BATON ROUGE — As Louisiana faces another budget crisis after a $940 million deficit last year, the oil and gas industry says less litigation and more productivity could bring revenue to the state.
Gifford Briggs is the acting president of Louisiana Oil and Gas Association, which represents the independent and service sectors of the state's oil and gas industry. Briggs advocates that reform to the legal environment surrounding the industry is crucial to encouraging business investment in the state and increase the $500 million of direct revenue from the industry to the state. The increased litigation for oil and gas companies does not just impact the industry; Briggs said the residents are suffering from it as well.
“Our [state] budget is heavily dependent on oil revenue,” Briggs told the Louisiana Record. “When we’re not out there drilling and producing and finding new oil then our reserves deplete, which means we have less money for our state budget, less money for roads, less money for education, less money for health care and all the services that people have come to depend on.”
The main types of litigation that are on the rise and adding to the industry’s woes in Louisiana are legacy and coastal lawsuits. Legacy lawsuits are filed by landowners against oil and gas operations, claiming the property was damaged from pollution and contamination. Coastal lawsuits are similar to legacy lawsuits, but are instead allegations of violations of coastal-use permits filed by government entities instead of individual landowners.
Briggs estimated that there have been about 400 legacy lawsuits since 2003, which often involved five or more oil and gas companies in just one case. The constant flood of lawsuits against oil and gas companies makes seems to be making other companies wary of investing in the state.
“There’s no doubt that the legal environment in Louisiana is having a detrimental impact on the state’s budget,” Briggs said. “Louisiana is the only state that has this kind of type of environmental litigation, either legacy lawsuits or coastal lawsuits. They are both huge problems.”
Briggs noted that as other areas of the country are experiencing incredible growth and increasing the number of oil rigs, Louisiana is still experiencing historic lows.
“A big part of that is just because people are making investments in places where they’re not afraid of being sued, and certainly South Louisiana is a place where they’re very weary of potential legal impacts” Briggs said.

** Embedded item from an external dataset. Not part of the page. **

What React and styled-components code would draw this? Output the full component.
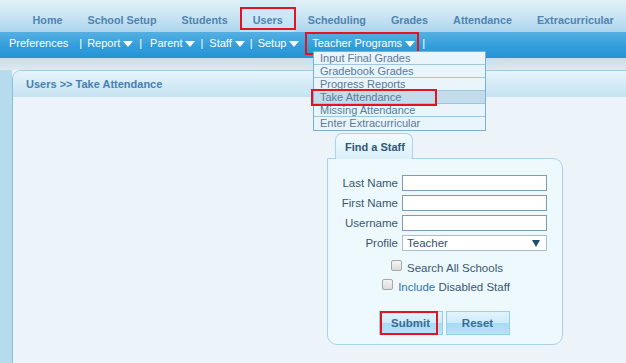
import React from "react";
import styled, { createGlobalStyle } from "styled-components";

const GlobalStyle = createGlobalStyle`
  html, body {
    margin: 0;
    padding: 0;
    background: #ecf4fa;
    font-family: "Liberation Sans", Arial, sans-serif;
  }
`;

const PageStyled = styled.div`
  width: 626px;
  height: 363px;
  overflow: hidden;
  position: relative;
  display: flex;
  flex-direction: column;
  background: #ecf4fa;
`;

const TopNavStyled = styled.nav`
  height: 32px;
  flex-shrink: 0;
  display: flex;
  align-items: stretch;
  padding: 0 0 0 20px;
  background: linear-gradient(#e2f1f9 0%, #cde6f4 45%, #acd5ee 100%);
  white-space: nowrap;
`;

const TopItemStyled = styled.a`
  display: flex;
  align-items: center;
  padding: 8px 12.5px 0;
  font-size: 10.8px;
  font-weight: bold;
  color: #4f84b1;
  text-decoration: none;
  position: relative;
  background: ${({ $active }) => ($active ? "linear-gradient(#d9eef9, #bfe0f3)" : "transparent")};
`;

const HighlightStyled = styled.span`
  position: absolute;
  border: 2px solid #e3141f;
  pointer-events: none;
  box-sizing: border-box;
`;

const SubNavStyled = styled.nav`
  height: 26px;
  flex-shrink: 0;
  display: flex;
  align-items: center;
  padding: 0 0 4px 9px;
  box-sizing: border-box;
  background: linear-gradient(#55b0e2 0%, #2f9cda 60%, #2793d4 100%);
  color: #ffffff;
  font-size: 11px;
  white-space: nowrap;
  position: relative;
`;

const SubItemStyled = styled.span`
  display: inline-flex;
  align-items: center;
  gap: 3px;
  position: relative;
`;

const CaretStyled = styled.span`
  width: 0;
  height: 0;
  border-left: 5px solid transparent;
  border-right: 5px solid transparent;
  border-top: 6px solid #ffffff;
  margin-top: 1px;
`;

const SepStyled = styled.span`
  margin: 0 ${({ $r }) => $r}px 0 ${({ $l }) => $l}px;
`;

const MenuStyled = styled.ul`
  position: absolute;
  left: 313px;
  top: 51px;
  width: 171px;
  margin: 0;
  padding: 0;
  list-style: none;
  background: #eaf4fb;
  border: 1px solid #7ab0d6;
  z-index: 5;
`;

const MenuItemStyled = styled.li`
  height: 13px;
  line-height: 12px;
  padding: 0 6px;
  font-size: 11px;
  color: #5a7b99;
  border-bottom: 1px solid #9cc6e2;
  box-sizing: border-box;
  background: ${({ $active }) => ($active ? "#c2dcec" : "transparent")};
  &:last-child {
    border-bottom: 0;
  }
`;

const StripStyled = styled.div`
  height: 12px;
  flex-shrink: 0;
  background: linear-gradient(#c9dce8, #dfe9ee);
`;

const MainStyled = styled.div`
  flex: 1;
  display: flex;
  background: linear-gradient(90deg, #b5dbec 0px, #b5dbec 12px, transparent 12px);
`;

const PanelStyled = styled.section`
  margin-left: 12px;
  flex: 1;
  border-left: 1px solid #86c2de;
  border-top: 1px solid #9fcbe2;
  border-top-left-radius: 9px;
  background: #ecf4fa;
  display: flex;
  flex-direction: column;
`;

const PanelHeaderStyled = styled.h1`
  margin: 0;
  height: 26px;
  padding: 0 0 0 13px;
  display: flex;
  align-items: center;
  font-size: 11px;
  font-weight: bold;
  color: #4680b3;
  border-top-left-radius: 8px;
  background: linear-gradient(#e6f4fb, #c5e2f2);
`;

const PanelBodyStyled = styled.div`
  padding: 36px 0 0 314px;
  display: flex;
  flex-direction: column;
  align-items: flex-start;
`;

const TabStyled = styled.div`
  margin-left: 8px;
  width: 78px;
  height: 26px;
  box-sizing: border-box;
  border: 1px solid #a9d4e9;
  border-bottom: 0;
  border-radius: 7px 7px 0 0;
  background: linear-gradient(#f3fbfe, #d9eff9);
  display: flex;
  align-items: center;
  padding-left: 9px;
  font-size: 11px;
  font-weight: bold;
  color: #2f5877;
  position: relative;
  z-index: 1;
  margin-bottom: -1px;
`;

const FormBoxStyled = styled.form`
  width: 236px;
  height: 187px;
  box-sizing: border-box;
  border: 1px solid #a6d2e7;
  border-radius: 0 10px 10px 10px;
  background: #edf9fd;
  padding: 16px 0 0 4px;
  display: flex;
  flex-direction: column;
`;

const FieldGridStyled = styled.div`
  display: grid;
  grid-template-columns: 66px 145px;
  grid-auto-rows: 16px;
  column-gap: 4px;
  row-gap: 4px;
  align-items: center;
`;

const LabelStyled = styled.label`
  text-align: right;
  font-size: 11.5px;
  color: #3b5770;
  white-space: nowrap;
`;

const InputStyled = styled.input`
  width: 145px;
  height: 16px;
  box-sizing: border-box;
  border: 1px solid #7d9bb8;
  background: #ffffff;
  margin: 0;
  padding: 0 3px;
`;

const SelectStyled = styled.div`
  width: 145px;
  height: 16px;
  box-sizing: border-box;
  border: 1px solid #a8bfd2;
  background: #ffffff;
  display: flex;
  align-items: center;
  justify-content: space-between;
  padding: 0 6px 0 4px;
  font-size: 11.5px;
  color: #34516b;
`;

const SelectArrowStyled = styled.span`
  width: 0;
  height: 0;
  border-left: 4px solid transparent;
  border-right: 4px solid transparent;
  border-top: 7px solid #1f4d6f;
`;

const CheckRowStyled = styled.div`
  display: flex;
  align-items: center;
  justify-content: center;
  gap: 5px;
  height: 19px;
  padding-right: ${({ $shift }) => $shift}px;
  font-size: 11.5px;
  color: #3b5770;
  margin-top: ${({ $top }) => $top}px;
`;

const CheckboxStyled = styled.span`
  width: 11px;
  height: 11px;
  box-sizing: border-box;
  border: 1px solid #a2a8ad;
  border-radius: 2px;
  background: linear-gradient(#f4f4f4, #dcdcdc);
  margin-top: -4px;
`;

const LinkWordStyled = styled.span`
  color: #2e74b5;
`;

const ButtonRowStyled = styled.div`
  display: flex;
  justify-content: center;
  gap: 3px;
  margin-top: 15px;
  padding-right: 6px;
`;

const ButtonStyled = styled.button`
  width: 64px;
  height: 24px;
  position: relative;
  border: 1px solid #94d0ee;
  background: linear-gradient(#e2f4fd 0%, #cdebfa 48%, #a7dbf5 52%, #b9e3f8 100%);
  font-family: "Liberation Sans", Arial, sans-serif;
  font-size: 11.5px;
  font-weight: bold;
  color: #3c6b92;
  padding: 0;
`;

const topItems = ["Home", "School Setup", "Students", "Users", "Scheduling", "Grades", "Attendance", "Extracurricular"];

const menuItems = [
  "Input Final Grades",
  "Gradebook Grades",
  "Progress Reports",
  "Take Attendance",
  "Missing Attendance",
  "Enter Extracurricular",
];

const App = () => {
  return (
    <>
      <GlobalStyle />
      <PageStyled>
        <TopNavStyled>
          {topItems.map((item) => (
            <TopItemStyled key={item} $active={item === "Users"}>
              {item}
              {item === "Users" && <HighlightStyled style={{ left: 0, right: -1, top: 7, bottom: 2 }} />}
            </TopItemStyled>
          ))}
        </TopNavStyled>

        <SubNavStyled>
          <SubItemStyled>Preferences</SubItemStyled>
          <SepStyled $l={11} $r={5}>|</SepStyled>
          <SubItemStyled>Report<CaretStyled /></SubItemStyled>
          <SepStyled $l={6} $r={8}>|</SepStyled>
          <SubItemStyled>Parent<CaretStyled /></SubItemStyled>
          <SepStyled $l={5} $r={6}>|</SepStyled>
          <SubItemStyled>Staff<CaretStyled /></SubItemStyled>
          <SepStyled $l={5} $r={5}>|</SepStyled>
          <SubItemStyled>Setup<CaretStyled /></SubItemStyled>
          <SepStyled $l={5} $r={5}>|</SepStyled>
          <SubItemStyled>
            Teacher Programs<CaretStyled />
            <HighlightStyled style={{ left: -7, right: -4, top: -5, bottom: -6 }} />
          </SubItemStyled>
          <SepStyled $l={7} $r={0}>|</SepStyled>
        </SubNavStyled>

        <MenuStyled>
          {menuItems.map((item) => (
            <MenuItemStyled key={item} $active={item === "Take Attendance"}>
              {item}
            </MenuItemStyled>
          ))}
        </MenuStyled>
        <HighlightStyled style={{ left: 311, top: 89, width: 126, height: 17, zIndex: 6 }} />

        <StripStyled />

        <MainStyled>
          <PanelStyled>
            <PanelHeaderStyled>Users &gt;&gt; Take Attendance</PanelHeaderStyled>
            <PanelBodyStyled>
              <TabStyled>Find a Staff</TabStyled>
              <FormBoxStyled onSubmit={(e) => e.preventDefault()}>
                <FieldGridStyled>
                  <LabelStyled>Last Name</LabelStyled>
                  <InputStyled />
                  <LabelStyled>First Name</LabelStyled>
                  <InputStyled />
                  <LabelStyled>Username</LabelStyled>
                  <InputStyled />
                  <LabelStyled>Profile</LabelStyled>
                  <SelectStyled>
                    Teacher
                    <SelectArrowStyled />
                  </SelectStyled>
                </FieldGridStyled>
                <CheckRowStyled $top={7} $shift={0}>
                  <CheckboxStyled />
                  Search All Schools
                </CheckRowStyled>
                <CheckRowStyled $top={0} $shift={2}>
                  <CheckboxStyled />
                  <span><LinkWordStyled>Include</LinkWordStyled> Disabled Staff</span>
                </CheckRowStyled>
                <ButtonRowStyled>
                  <ButtonStyled type="button">
                    Submit
                    <HighlightStyled style={{ left: 0, top: -1, right: 4, bottom: -1 }} />
                  </ButtonStyled>
                  <ButtonStyled type="button">Reset</ButtonStyled>
                </ButtonRowStyled>
              </FormBoxStyled>
            </PanelBodyStyled>
          </PanelStyled>
        </MainStyled>
      </PageStyled>
    </>
  );
};

export default App;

As reported earlier by the Louisiana Record, Louisiana ranked No. 37 in Chief Executive magazine’s annual CEO survey comparing state business climates. An anonymous comment by a surveyed CEO echoed Briggs’ analysis of litigation impacting business.
“The Louisiana litigation environment is awful; tort and legacy liability litigation appears to be a major industry,” a CEO was quoted as saying.
Briggs suggested that one way litigation could be avoided is if the state would review the permit and violation allegations and issue compliance orders to allow the oil and gas companies a chance to address the complaints.
“But because we’ve chosen not to go that route, the reality is it becomes more about lawsuits and lawyers … than it does about addressing any challenges that might be there,” Briggs said.